Group Presentation

   Our group presentation went reasonably well. "The sublime" turned out to be a rather polarizing subject, but we covered our ground well by providing various examples and having the class choose between them. The clip that I provided from Akira Kurosawa's "Dreams" went over alright but there was a student in class who found objection to it. He said that my scene wasn't sublime because there was nothing extraordinary about it - we've all seen mountains, we've all seen meadows, we've all seen children, and I suppose we've all seen beautifully rendered film. This struck me a little dumb, because the scene was without a doubt sublime in my mind, but therein lies the categories fundamental subjectivity. However, in reading Kant, I discovered that his definition of the sublime doesn't only describe fundamentally huge phenomenon, but relates to the feeling in the observer of a certain disparity between their logical faculties and that which they are viewing: 'sublime cannot be contained in any sensible form, but concerns only ideas of reason, which, though no presentation adequate to them is possible, are provoked and called to mind precisely by this inadequacy, which does allow of sensible presentation." (Kant 432) Therefore, I still argue my scene as sublime, although I do not know if it could be seen as such outside of the context that brings the little boy to the mountain.
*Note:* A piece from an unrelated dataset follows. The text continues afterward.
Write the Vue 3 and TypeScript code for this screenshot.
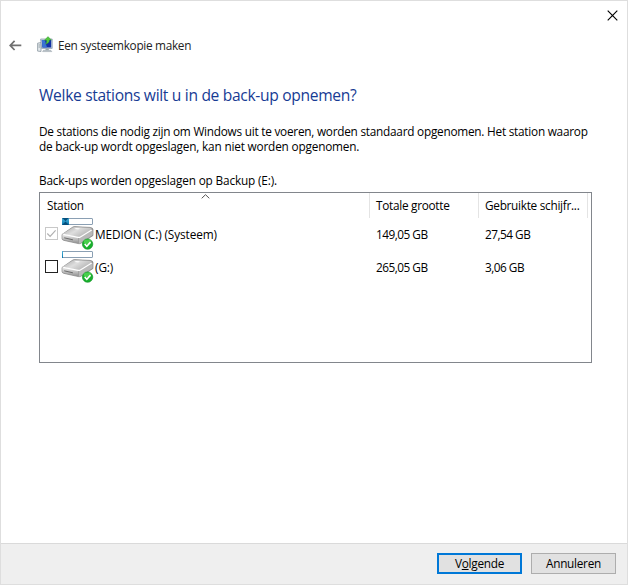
<script setup lang="ts">
interface Drive {
  name: string
  total: string
  used: string
  fill: number
  checked: boolean
  locked: boolean
}

const drives: Drive[] = [
  { name: 'MEDION (C:) (Systeem)', total: '149,05 GB', used: '27,54 GB', fill: 7, checked: true, locked: true },
  { name: '(G:)', total: '265,05 GB', used: '3,06 GB', fill: 1, checked: false, locked: false },
]
</script>

<template>
  <div class="window">
    <button class="close" aria-label="Sluiten">
      <svg width="11" height="11" viewBox="0 0 11 11"><path d="M.7.7l9.6 9.6M10.3.7L.7 10.3" stroke="#000" stroke-width="1.15" fill="none" /></svg>
    </button>
    <header class="titlebar">
      <svg class="back" width="13" height="11" viewBox="0 0 13 11"><path d="M5.6.8L1.2 5.4l4.4 4.6M1.2 5.4H12.3" fill="none" stroke="#707070" stroke-width="1.7" /></svg>
      <svg class="app-icon" width="17" height="17" viewBox="0 0 17 17">
        <path d="M.6 7.2L4 6.5v9l-3.4-.4z" fill="#e4e9ec" stroke="#8b98a2" stroke-width=".8" />
        <path d="M1.5 9h1.6M1.5 11h1.6" stroke="#6f7e88" stroke-width=".7" />
        <path d="M3.6 3h11.6v9.4H4.6z" fill="#c9d6e2" stroke="#8294a8" stroke-width=".7" />
        <path d="M4.8 4h9.4v7.4H5.4z" fill="#1231a4" />
        <path d="M4.8 4h3l2.2 7.4H5.4z" fill="#3a72d4" />
        <path d="M8.6 12.6h3l.4 2H8.4z" fill="#98a5ae" />
        <path d="M6.4 14.3h7.4l1 1.3H5.6z" fill="#ccd2d6" stroke="#8996a0" stroke-width=".5" />
        <path d="M8.4 8.2C9.6 7 9.8 5.8 9.5 4.3H7.4L11 .6l3.4 3.5h-2c.1 2.2-1.4 3.7-4 4.1z" fill="#55c83e" stroke="#2c8f35" stroke-width=".4" />
      </svg>
      <span class="title">Een systeemkopie maken</span>
    </header>

    <main class="content">
      <h1>Welke stations wilt u in de back-up opnemen?</h1>
      <p class="intro">
        <span class="line first">De stations die nodig zijn om Windows uit te voeren, worden standaard opgenomen. Het station waarop</span>
        <span class="line second">de back-up wordt opgeslagen, kan niet worden opgenomen.</span>
      </p>
      <p class="target">Back-ups worden opgeslagen op Backup (E:).</p>

      <section class="list">
        <div class="row head">
          <div class="cell sorted">Station
            <svg class="sort" width="9" height="5" viewBox="0 0 9 5"><path d="M.7 4.3l3.8-3.6 3.8 3.6" fill="none" stroke="#555" /></svg>
          </div>
          <div class="cell total">Totale grootte</div>
          <div class="cell used">Gebruikte schijfr...</div>
        </div>
        <div v-for="drive in drives" :key="drive.name" class="row drive">
          <div class="cell station">
            <span class="check" :class="{ locked: drive.locked }">
              <svg v-if="drive.checked" width="11" height="11" viewBox="0 0 11 11"><path d="M1.3 5.5l2.8 2.8 5.5-6" fill="none" stroke="#b0b0b0" stroke-width="1.2" /></svg>
            </span>
            <svg class="disk" width="34" height="33" viewBox="0 0 34 33">
              <defs>
                <linearGradient id="top" x1="0" y1="0" x2="1" y2=".6">
                  <stop offset="0" stop-color="#a5a5a5" /><stop offset=".5" stop-color="#dedede" /><stop offset="1" stop-color="#b0b0b0" />
                </linearGradient>
                <linearGradient id="front" x1="0" y1="0" x2="0" y2="1">
                  <stop offset="0" stop-color="#eeeeee" /><stop offset="1" stop-color="#929292" />
                </linearGradient>
                <linearGradient id="usage" x1="0" y1="0" x2="0" y2="1">
                  <stop offset="0" stop-color="#4cb4dc" /><stop offset="1" stop-color="#0878ae" />
                </linearGradient>
              </defs>
              <rect x="1.5" y="1.5" width="30" height="6" rx=".5" fill="#fff" stroke="#8a9fb3" />
              <rect x="1" y="1" :width="drive.fill" height="7" fill="url(#usage)" />
              <path v-if="drive.fill > 2" d="M1 1l3.5 3L8 1zM1 8l3.5-3.5L8 8z" fill="#064e7c" />
              <path d="M1 17.5L11.5 10.2q1-.7 2.3-.6L29 10.4q3 .2 3 2.2v5.9L20 26.2q-1.2.7-2.7.4L3 23.4q-2-.5-2-2z" fill="#9a9a9a" stroke="#777" stroke-width=".6" />
              <path d="M1.5 17L11.8 10.4q1-.6 2-.5l15 1q3.2.4 1 2L19.5 19.9q-1 .6-2.3.4z" fill="url(#top)" />
              <path d="M1.3 17.2l16 3.1v6L3 23q-1.7-.5-1.7-1.8z" fill="url(#front)" />
              <path d="M18 20.5q1 0 1.8-.5l11.8-7.3v5.4l-12 7.8q-.8.5-1.6.5z" fill="#b9b9b9" />
              <path d="M2.2 17.4l14.9 3q1.4.2 2.3-.4L30.7 13" fill="none" stroke="#fff" stroke-width="1.2" />
              <path d="M3.2 20.8l8.7 2" stroke="#555" stroke-width=".8" />
              <path d="M15 11l4 .3-1.8 1.1-4-.3z" fill="#fafafa" />
              <circle cx="26.6" cy="27.1" r="5.2" fill="#18b02c" stroke="#0a8e20" stroke-width=".6" />
              <ellipse cx="26.4" cy="24.9" rx="3.7" ry="2.3" fill="#48cf4b" />
              <path d="M23.7 27l2.1 2.3 3.7-4.2" fill="none" stroke="#fff" stroke-width="1.6" />
            </svg>
            <span class="name">{{ drive.name }}</span>
          </div>
          <div class="cell total">{{ drive.total }}</div>
          <div class="cell used">{{ drive.used }}</div>
        </div>
      </section>
    </main>

    <footer class="actions">
      <button class="btn primary"><span>V<u>o</u>lgende</span></button>
      <button class="btn"><span>Annuleren</span></button>
    </footer>
  </div>
</template>

<style>
body { background: #fff; }
</style>

<style scoped>
.window {
  box-sizing: border-box;
  display: flex;
  flex-direction: column;
  width: 628px;
  height: 585px;
  border: 1px solid #dedede;
  background: #fff;
  color: #000;
  font: 11.8px/15px "Open Sans", "Noto Sans", sans-serif;
  letter-spacing: -.28px;
  white-space: nowrap;
}
button { font: inherit; letter-spacing: inherit; color: inherit; padding: 0; border: 0; background: none; }
.close { align-self: flex-end; width: 11px; height: 11px; margin: 9px 9px 0 0; }
svg { display: block; }
.titlebar { display: flex; align-items: center; height: 20px; margin-top: 14px; padding-left: 8px; }
.app-icon { margin-left: 15px; margin-top: -1px; }
.title { margin-left: 4px; color: #222; letter-spacing: -.3px; }
.content { flex: 1; padding: 30px 35px 0 38px; }
h1 { margin: 0; font-size: 15.6px; line-height: 20px; font-weight: 400; color: #173b94; letter-spacing: -.32px; }
p { margin: 0; }
.intro { margin-top: 19px; }
.line { display: block; }
.first { letter-spacing: -.24px; }
.second { letter-spacing: -.18px; }
.target { margin-top: 19px; letter-spacing: -.16px; }
.list { box-sizing: border-box; width: 553px; height: 171px; margin-top: 4px; border: 1px solid #82868c; }
.row { display: grid; grid-template-columns: 330px 109px 109px; }
.head { height: 25px; line-height: 25px; }
.head .cell { position: relative; box-sizing: border-box; border-right: 1px solid #e4e4e4; }
.head .sorted { padding-left: 7px; }
.total, .used { padding-left: 6px; }
.sort { position: absolute; left: 161px; top: 1px; }
.drive { height: 33px; line-height: 33px; }
.drive .total, .drive .used { letter-spacing: -.5px; }
.station { display: flex; align-items: center; padding-left: 5px; }
.check { box-sizing: border-box; width: 13px; height: 13px; border: 1px solid #222; margin-top: -2px; }
.check.locked { border-color: #c8c8c8; }
.disk { margin: -2px 0 0 3px; }
.name { letter-spacing: -.1px; }
.actions { display: flex; justify-content: flex-end; gap: 9px; height: 41px; padding: 9px 11px 0 0; box-sizing: border-box; background: #efefef; border-top: 1px solid #dadada; }
.btn { box-sizing: border-box; width: 85px; height: 21px; border: 1px solid #adadad; background: #e1e1e1; }
.primary { border: 2px solid #0078d7; }
u { text-underline-offset: 1px; }
</style>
However, there is a fundamental disparity and hugeness to the scene, the looming mountains and rainbow which we've been told has foxes living under it, the boy carrying the knife which he might have to kill himself with if the foxes refuse to forgive him, and the brevity of all that's conveyed in a minute of powerful footage. 


 Kant "Critique of the Power of Judgment." ed. Leitch, Vincent B. The Norton Anthology of Theory and Criticism. 2nd ed. New York: W. W. Norton &, 2010. Print.